Features of measuring three-dimensional coordinates and velocity vector of air objects within coverage of overall range-finding facilities for diversity reception

Abstract

The features of managing radar coverage formed by overall range-finding systems for diversity reception that measure longitude, latitude and altitude, including those of low-flying air objects using broadband phase-code manipulated (PCM) signals are considered. The named coordinates are defined by Newton's method, which finds solution to the system of three transcendental equations binding unknown coordinates of objects with measured overall ranges from transmitter to object and from object to each of the receivers.

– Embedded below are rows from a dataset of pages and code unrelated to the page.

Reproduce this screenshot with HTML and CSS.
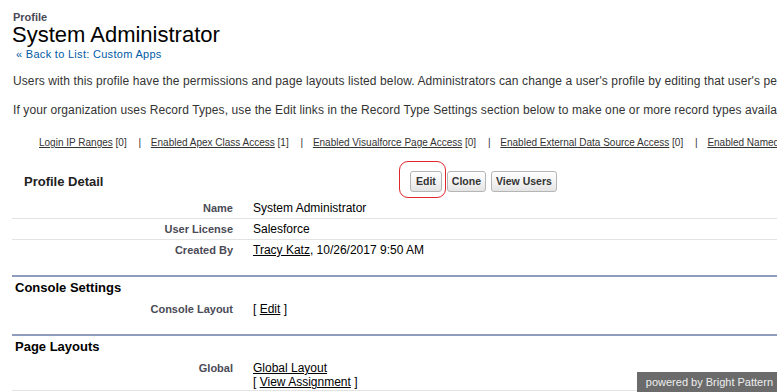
FILE: index.html
```html
<!DOCTYPE html>
<html lang="en">
<head>
  <meta charset="UTF-8" />
  <title>Profile: System Administrator</title>
  <link rel="stylesheet" href="styles.css">
</head>
<body>
  <div class="page">
    <div class="page-head">
      <div class="page-type">Profile</div>
      <h1>System Administrator</h1>
      <a class="back" href="#">&laquo; Back to List: Custom Apps</a>
    </div>

    <p class="intro">Users with this profile have the permissions and page layouts listed below. Administrators can change a user's profile by editing that user's personal information.</p>
    <p class="intro">If your organization uses Record Types, use the Edit links in the Record Type Settings section below to make one or more record types available to users with this profile.</p>

    <div class="related">
      <a href="#">Login IP Ranges</a> [0] <span class="sep">|</span>
      <a href="#">Enabled Apex Class Access</a> [1] <span class="sep">|</span>
      <a href="#">Enabled Visualforce Page Access</a> [0] <span class="sep">|</span>
      <a href="#">Enabled External Data Source Access</a> [0] <span class="sep">|</span>
      <a href="#">Enabled Named Credential Access</a> [0]
    </div>

    <div class="detail">
      <div class="detail-head">
        <h2>Profile Detail</h2>
        <div class="buttons">
          <span class="focus"><button>Edit</button></span>
          <button>Clone</button>
          <button>View Users</button>
        </div>
      </div>
      <div class="row">
        <div class="label">Name</div>
        <div class="value">System Administrator</div>
      </div>
      <div class="row">
        <div class="label">User License</div>
        <div class="value">Salesforce</div>
      </div>
      <div class="row last">
        <div class="label">Created By</div>
        <div class="value"><a href="#">Tracy Katz</a>, 10/26/2017 9:50 AM</div>
      </div>

      <h3 class="section">Console Settings</h3>
      <div class="row last">
        <div class="label">Console Layout</div>
        <div class="value">[ <a href="#">Edit</a> ]</div>
      </div>

      <h3 class="section">Page Layouts</h3>
      <div class="row end">
        <div class="label">Global</div>
        <div class="value"><a href="#">Global Layout</a><br>[ <a href="#">View Assignment</a> ]</div>
      </div>
    </div>
  </div>

  <div class="powered">powered by Bright Pattern</div>
</body>
</html>
```

FILE: styles.css
```css
:root {
  --text: #222;
  --label: #4a4a56;
  --link: #015ba7;
  --line: #e3e3e3;
  --section: #8e9dbe;
}
body {
  margin: 0;
  background: #fff;
  font-family: 'Liberation Sans', Arial, sans-serif;
  color: var(--text);
  overflow: hidden;
}
.page {
  padding: 11px 0 0 12px;
  width: 1100px;
}
.page-type {
  font-size: 11px;
  font-weight: bold;
  color: var(--label);
  padding-left: 1px;
}
h1 {
  margin: 0;
  font-size: 22px;
  font-weight: normal;
  line-height: 24px;
  color: #000;
}
.back {
  display: block;
  margin: 1px 0 0 4px;
  font-size: 11px;
  letter-spacing: 0.3px;
  color: var(--link);
  text-decoration: none;
}
.intro {
  margin: 13px 0 0 1px;
  font-size: 12px;
  letter-spacing: 0.1px;
  color: #333;
  white-space: nowrap;
  line-height: 17px;
}
.intro + .intro {
  margin-top: 12px;
}
.related {
  margin: 18px 0 0 27px;
  font-size: 10px;
  color: #333;
  white-space: nowrap;
}
.related a {
  color: #333;
}
.related .sep {
  margin: 0 7px 0 9px;
}
.detail-head {
  display: flex;
  align-items: center;
  margin: 22px 0 6px;
  height: 22px;
}
.detail-head h2 {
  margin: 0 0 0 12px;
  font-size: 13px;
  width: 386px;
}
.buttons {
  display: flex;
  gap: 5px;
}
.focus {
  position: relative;
  display: flex;
}
.focus::before {
  content: "";
  position: absolute;
  left: -11px;
  top: -10px;
  width: 45px;
  height: 35px;
  border: 1px solid #e0282e;
  border-radius: 9px;
}
button {
  font-family: 'Liberation Sans', Arial, sans-serif;
  font-size: 10.5px;
  font-weight: bold;
  color: #333;
  background: linear-gradient(#fff, #f0f0f0 60%, #e4e4e4);
  border: 1px solid #b5b5b5;
  border-radius: 3px;
  padding: 0 4px;
  height: 21px;
}
.focus button {
  padding: 0 5px;
}
.row {
  display: flex;
  border-bottom: 1px solid var(--line);
  padding: 3px 0;
  font-size: 12px;
  line-height: 14px;
}
.row.last {
  border-bottom: none;
  padding-bottom: 18px;
}
.row.end {
  padding-bottom: 1px;
}
.label {
  width: 221px;
  text-align: right;
  font-size: 11px;
  font-weight: bold;
  color: var(--label);
}
.value {
  padding-left: 20px;
  color: #000;
}
.value a {
  color: #000;
}
.section {
  margin: 0;
  border-top: 2px solid var(--section);
  padding: 3px 0 4px 3px;
  font-size: 13px;
  line-height: 15px;
  color: #000;
}
.powered {
  position: fixed;
  right: 0;
  bottom: 0;
  background: #6b6b6b;
  color: #eee;
  font-family: 'Liberation Sans', Arial, sans-serif;
  font-size: 11px;
  line-height: 14px;
  white-space: nowrap;
  padding: 3px 4px 3px 9px;
}
```
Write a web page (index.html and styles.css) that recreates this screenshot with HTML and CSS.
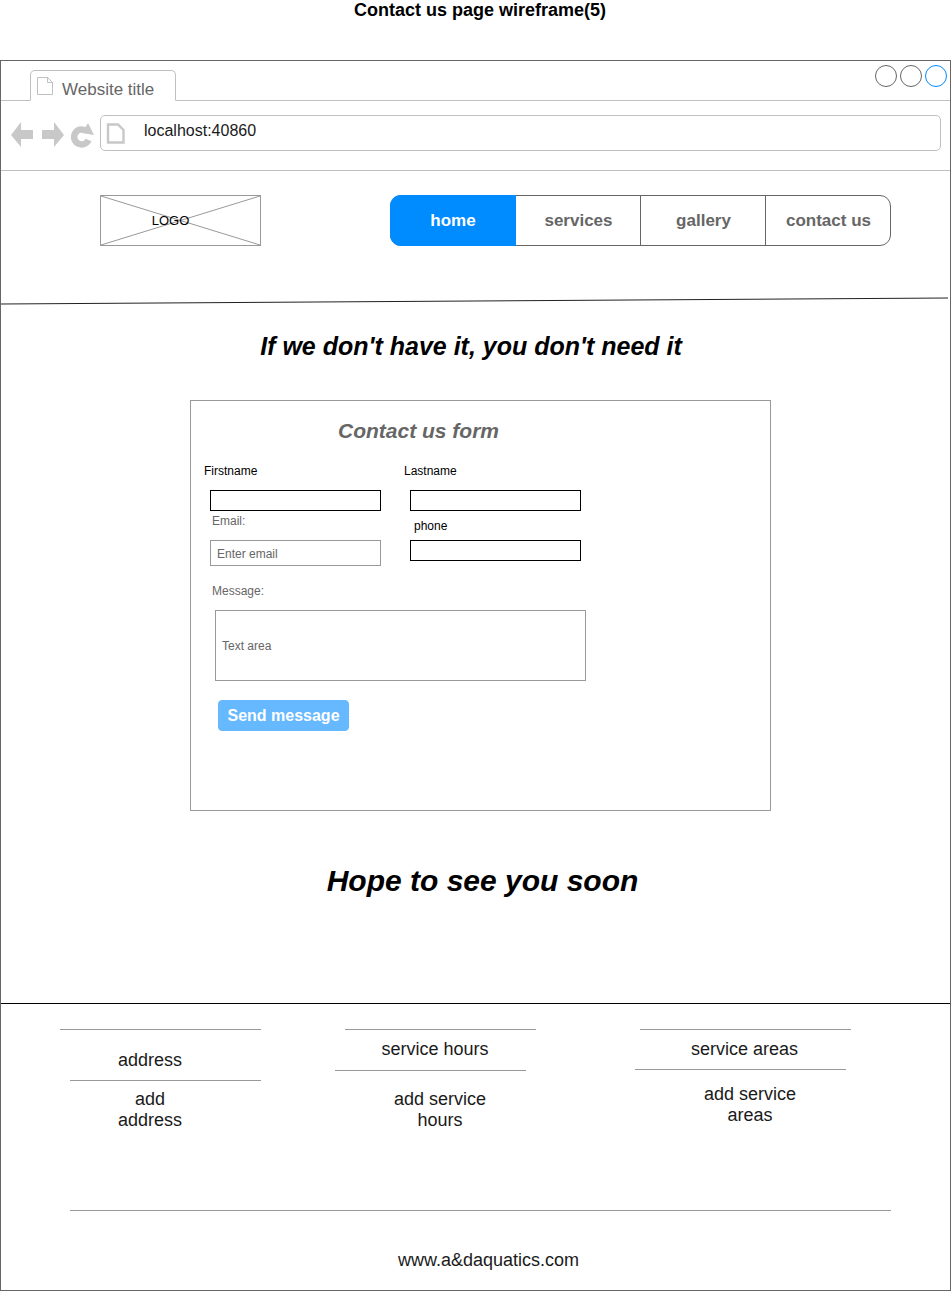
FILE: index.html
```html
<!DOCTYPE html>
<html lang="en">

<head>
    <meta charset="UTF-8">
    <meta name="viewport" content="width=device-width, initial-scale=1.0">
    <title>Contact us page wireframe(5)</title>
    <link rel="stylesheet" href="styles.css">
</head>
<body>
    <h1 class="page-title">Contact us page wireframe(5)</h1>

    <div class="frame">
        <div class="tab-strip">
            <div class="tab">
                <svg class="tab-icon" width="18" height="20" viewBox="0 0 18 20">
                    <path d="M1.5 1.5H11.5L16.5 6.5V18.5H1.5Z M11.5 1.5V6.5H16.5" fill="#fff" stroke="#c0c0c0"/>
                </svg>
                <span>Website title</span>
            </div>
            <div class="window-buttons">
                <span class="circle"></span>
                <span class="circle"></span>
                <span class="circle circle-blue"></span>
            </div>
        </div>

        <div class="address-row">
            <svg class="nav-icons" width="84" height="26" viewBox="0 0 84 26">
                <path d="M0 13L10 0V8H22V17H10V25Z" fill="#c8c8c8"/>
                <path d="M53 13L43 0V8H31V17H43V25Z" fill="#c8c8c8"/>
                <path d="M77.5 18A7.5 7.5 0 1 1 74.5 8.5" fill="none" stroke="#c8c8c8" stroke-width="6.5"/>
                <path d="M77 1L83 13L71 11Z" fill="#c8c8c8"/>
            </svg>
            <div class="address-box">
                <svg class="page-icon" width="19" height="22" viewBox="0 0 19 22">
                    <path d="M2 1.5H12L17.5 7V19.5H2Z" fill="#fff" stroke="#c8c8c8" stroke-width="2.4"/>
                </svg>
                <span>localhost:40860</span>
            </div>
        </div>

        <div class="site-header">
            <div class="logo">
                <svg class="logo-cross" width="159" height="49" viewBox="0 0 159 49" preserveAspectRatio="none">
                    <path d="M0 0L159 49M159 0L0 49" stroke="#999" fill="none"/>
                </svg>
                <span class="logo-text">LOGO</span>
            </div>
            <nav class="nav">
                <a class="nav-item nav-active">home</a>
                <a class="nav-item nav-services">services</a>
                <a class="nav-item">gallery</a>
                <a class="nav-item">contact us</a>
            </nav>
        </div>

        <svg class="slant" width="950" height="8" viewBox="0 0 950 8">
            <path d="M0 7L947 1" stroke="#222" fill="none"/>
        </svg>

        <h2 class="tagline">If we don't have it, you don't need it</h2>

        <div class="form-box">
            <h3 class="form-title">Contact us form</h3>

            <div class="name-labels">
                <label class="lbl lbl-first">Firstname</label>
                <label class="lbl lbl-last">Lastname</label>
            </div>

            <div class="fields">
                <div class="field-col">
                    <div class="input-black"></div>
                    <label class="lbl lbl-grey lbl-email">Email:</label>
                    <div class="input-grey">Enter email</div>
                </div>
                <div class="field-col">
                    <div class="input-black"></div>
                    <label class="lbl lbl-phone">phone</label>
                    <div class="input-black"></div>
                </div>
            </div>

            <label class="lbl lbl-grey lbl-message">Message:</label>
            <div class="text-area">Text area</div>
            <button class="send-btn">Send message</button>
        </div>

        <h2 class="closing">Hope to see you soon</h2>

        <footer class="footer">
            <div class="foot-cols">
                <div class="foot-col col-address">
                    <div class="rule rule-a"></div>
                    <p class="foot-head">address</p>
                    <div class="rule rule-b"></div>
                    <p class="foot-text">add<br>address</p>
                </div>
                <div class="foot-col col-hours">
                    <div class="rule rule-a"></div>
                    <p class="foot-head">service hours</p>
                    <div class="rule rule-b"></div>
                    <p class="foot-text">add service<br>hours</p>
                </div>
                <div class="foot-col col-areas">
                    <div class="rule rule-a"></div>
                    <p class="foot-head">service areas</p>
                    <div class="rule rule-b"></div>
                    <p class="foot-text">add service<br>areas</p>
                </div>
            </div>
            <div class="foot-line"></div>
            <p class="site-url">www.a&amp;daquatics.com</p>
        </footer>
    </div>
</body>

</html>
```

FILE: styles.css
```css
body {
    font-family: "Liberation Sans", Arial, sans-serif;
    background-color: #fff;
    margin: 0;
    padding: 0;
    color: #000;
}

.page-title {
    margin: 0;
    width: 960px;
    height: 60px;
    font-size: 18px;
    line-height: 20px;
    font-weight: bold;
    text-align: center;
}

.frame {
    position: relative;
    box-sizing: border-box;
    width: 951px;
    height: 1231px;
    border: 1px solid #666;
}

/* browser chrome */
.tab-strip {
    position: relative;
    box-sizing: border-box;
    height: 40px;
    padding: 9px 0 0 29px;
    border-bottom: 1px solid #c0c0c0;
}

.tab {
    box-sizing: border-box;
    display: flex;
    align-items: center;
    width: 146px;
    height: 31px;
    padding: 8px 0 0 5px;
    border: 1px solid #c0c0c0;
    border-bottom: 1px solid #fff;
    border-radius: 5px 5px 0 0;
    background-color: #fff;
    font-size: 17px;
    color: #666;
}

.tab-icon {
    margin-right: 8px;
    margin-top: -8px;
}

.window-buttons {
    position: absolute;
    top: 4px;
    right: 3px;
    display: flex;
    gap: 3px;
}

.circle {
    box-sizing: border-box;
    width: 22px;
    height: 22px;
    border: 1px solid #666;
    border-radius: 50%;
}

.circle-blue {
    border-color: #008cff;
}

.address-row {
    box-sizing: border-box;
    display: flex;
    height: 70px;
    padding: 14px 9px 0 10px;
    border-bottom: 1px solid #c0c0c0;
}

.nav-icons {
    margin-top: 7px;
    margin-right: 5px;
}

.address-box {
    box-sizing: border-box;
    display: flex;
    flex: 1;
    height: 36px;
    padding-left: 5px;
    border: 1px solid #c0c0c0;
    border-radius: 5px;
    font-size: 16px;
    line-height: 29px;
    color: #1a1a1a;
}

.page-icon {
    margin-top: 7px;
    margin-right: 19px;
}

/* site header */
.site-header {
    display: flex;
    height: 126px;
    padding: 24px 0 0 99px;
    box-sizing: border-box;
}

.logo {
    position: relative;
    box-sizing: border-box;
    width: 161px;
    height: 51px;
    padding-right: 20px;
    border: 1px solid #999;
    font-size: 13px;
    line-height: 49px;
    text-align: center;
}

.logo-cross {
    position: absolute;
    top: 0;
    left: 0;
}

.logo-text {
    position: relative;
}

.nav {
    box-sizing: border-box;
    display: flex;
    width: 501px;
    height: 51px;
    margin-left: 129px;
    border: 1px solid #666;
    border-radius: 11px;
}

.nav-item {
    box-sizing: border-box;
    width: 125px;
    padding-left: 1px;
    border-left: 1px solid #666;
    font-size: 17px;
    font-weight: bold;
    line-height: 49px;
    text-align: center;
    color: #666;
}

.nav-active {
    width: 126px;
    margin: -1px 0 -1px -1px;
    padding-left: 0;
    border-left: none;
    border-radius: 11px 0 0 11px;
    background-color: #008cff;
    line-height: 51px;
    color: #fff;
}

.nav-services {
    width: 124px;
    border-left: none;
}

.slant {
    position: absolute;
    top: 236px;
    left: 0;
}

.tagline {
    margin: 34px 0 0;
    width: 940px;
    font-size: 25px;
    line-height: 30px;
    font-style: italic;
    font-weight: bold;
    text-align: center;
}

/* contact form */
.form-box {
    box-sizing: border-box;
    width: 581px;
    height: 411px;
    margin: 39px 0 0 189px;
    padding-top: 18px;
    border: 1px solid #999;
    font-size: 12px;
}

.form-title {
    margin: 0 0 0 147px;
    font-size: 21px;
    line-height: 24px;
    font-style: italic;
    font-weight: bold;
    color: #666;
}

.lbl {
    display: block;
    font-size: 12px;
    line-height: 14px;
}

.lbl-grey {
    color: #666;
}

.name-labels {
    display: flex;
    margin-top: 21px;
    padding-left: 13px;
}

.lbl-first {
    width: 200px;
}

.fields {
    display: flex;
    gap: 29px;
    height: 77px;
    margin-top: 12px;
    padding-left: 19px;
}

.field-col {
    width: 171px;
}

.input-black {
    box-sizing: border-box;
    height: 21px;
    border: 1px solid #000;
}

.input-grey {
    box-sizing: border-box;
    height: 26px;
    padding-left: 6px;
    border: 1px solid #999;
    line-height: 26px;
    color: #666;
}

.lbl-email {
    height: 29px;
    padding: 3px 0 0 2px;
    box-sizing: border-box;
}

.lbl-phone {
    height: 29px;
    padding: 8px 0 0 4px;
    box-sizing: border-box;
}

.lbl-message {
    margin: 17px 0 0 21px;
}

.text-area {
    box-sizing: border-box;
    width: 371px;
    height: 71px;
    margin: 12px 0 0 24px;
    padding-left: 6px;
    border: 1px solid #999;
    line-height: 70px;
    color: #666;
}

.send-btn {
    display: block;
    width: 131px;
    height: 31px;
    margin: 19px 0 0 27px;
    padding: 0;
    border: 1px solid #66b8ff;
    border-radius: 4px;
    background-color: #66b8ff;
    font-family: "Liberation Sans", Arial, sans-serif;
    font-size: 16px;
    font-weight: bold;
    color: #fff;
}

.closing {
    margin: 50px 0 0;
    width: 963px;
    font-size: 30px;
    line-height: 40px;
    font-style: italic;
    font-weight: bold;
    text-align: center;
}

/* footer */
.footer {
    position: absolute;
    top: 942px;
    left: 0;
    width: 949px;
    border-top: 1px solid #000;
    color: #1a1a1a;
    font-size: 18px;
    line-height: 21px;
}

.foot-cols {
    position: relative;
    display: flex;
    height: 206px;
    padding-top: 25px;
    box-sizing: border-box;
}

.foot-col p {
    margin: 0;
    text-align: center;
}

.rule {
    height: 1px;
    background-color: #999;
}

.col-address {
    width: 201px;
    margin-left: 59px;
}

.col-address .foot-head {
    margin: 20px 21px 9px 0;
}

.col-address .rule-b {
    margin-left: 10px;
}

.col-address .foot-text {
    margin: 8px 21px 0 0;
}

.col-hours {
    width: 201px;
    margin-left: 74px;
}

.col-hours .rule-a {
    margin-left: 10px;
}

.col-hours .foot-head {
    margin: 9px 1px 10px 0;
}

.col-hours .rule-b {
    margin-right: 10px;
}

.col-hours .foot-text {
    margin: 18px 0 0 9px;
}

.col-areas {
    width: 216px;
    margin-left: 99px;
}

.col-areas .rule-a {
    margin-left: 5px;
}

.col-areas .foot-head {
    margin: 9px 0 9px 3px;
}

.col-areas .rule-b {
    margin-right: 5px;
}

.col-areas .foot-text {
    margin: 14px 0 0 14px;
}

.foot-line {
    height: 1px;
    width: 821px;
    margin-left: 69px;
    background-color: #999;
}

.site-url {
    margin: 39px 0 0;
    width: 975px;
    text-align: center;
}
```
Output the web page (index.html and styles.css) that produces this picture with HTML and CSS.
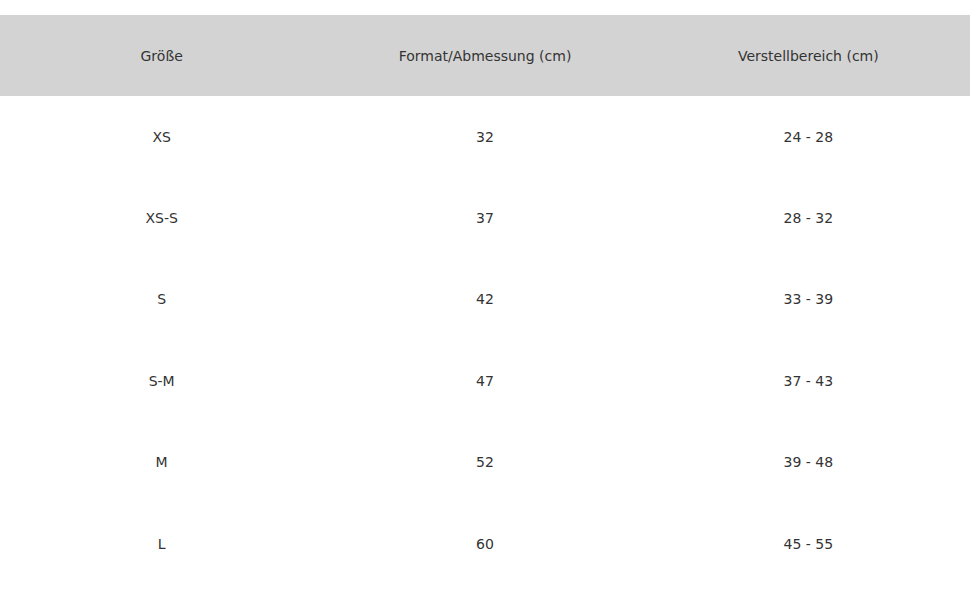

Dependences for estimation accuracy of altitude on true flight altitude of objects are given for signal bandwidth of 10 or 20 MHz and for three or six receivers of radar range cells. Possibility of measuring three-dimensional velocity vector of air object is analyzed by solving a system of nonlinear equations binding the sum of projections of object's velocity vector to directions from transmitter to object and from object to each receiver with measured Doppler frequencies in local Cartesian coordinate system. Besides, operating features of overall range-finding algorithm for diversity reception involving multipath signal reflected from air object are examined. Output performance of the analyzed three-coordinate overall range-finding system is estimated by comparing it with a two-coordinate single radar. It is demonstrated that increasing pulse train, decreasing scanned area, increasing wavelength and decreasing noise ratio does not only make up for a significant drop in directivity factor of isotropic transceiver antennas in overall range-finding system, but also enables to reduce significantly transmitter power or target scattering cross-section.